According to writer Michael Vogel, in the original version of the script, the character of Jacob Marley from A Christmas Carol was planned to appear, and would have been represented by Discord; this was cut to save time for rest of the plot. Also in the episode's original draft, Princess Luna's Spirit of Hearth's Warming Future did not have a song due to a lack of space in the episode's running time, but the "directors and creative team all realized she needed one".

The animation sequences for the songs "Hearth's Warming Eve Is Here Once Again", "Say Goodbye to the Holiday", and "Luna's Future" were storyboarded by Sabrina Alberghetti.

==Reception==
The episode received acclaim. Daniel Avarez of Unleash the Fanboy highly praised the episode, giving it a perfect rating of 10 out of 10. He praised the "fantastic songs", the episode itself as "A solid Christmas tale", as it "takes the overused Christmas Carol plot but manages to be great anyway." He was also receptive of the use of songs to enhance the story rather than distract, as well as the story arc of Starlight's redemption. Don't Hate the Geek called the episode "amazing", describing Luna's appearance as the Spirit of Hearth's Warming Yet to Come and her song as show stealers.

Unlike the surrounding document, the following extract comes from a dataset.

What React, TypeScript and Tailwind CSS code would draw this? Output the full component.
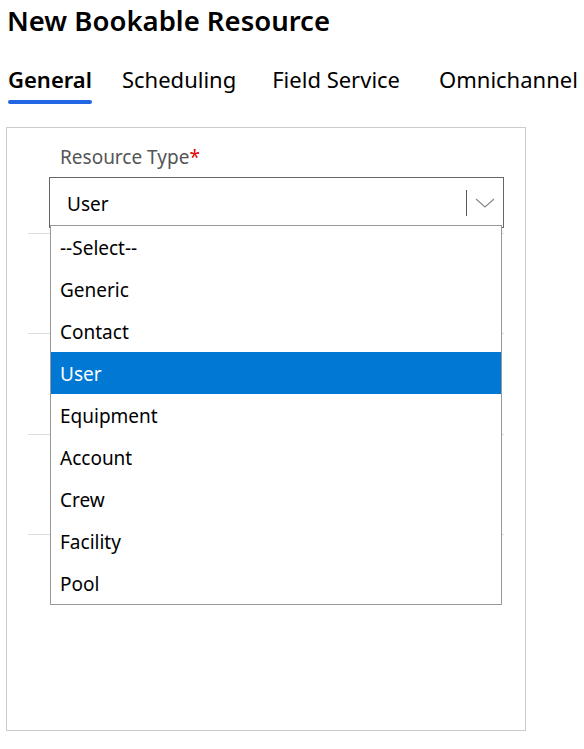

Daniel Ingram was nominated for a 2017 Leo Award for his work on this episode for "Best Musical Score in an Animation Program or Series".

==Home media release==
All songs in the episode (excluding "Hearth's Warming Eve is Here Once Again (Reprise)") were released as a part of the 2016 physical and digital re-release of the 2015 compilation album It's a Pony Kind of Christmas.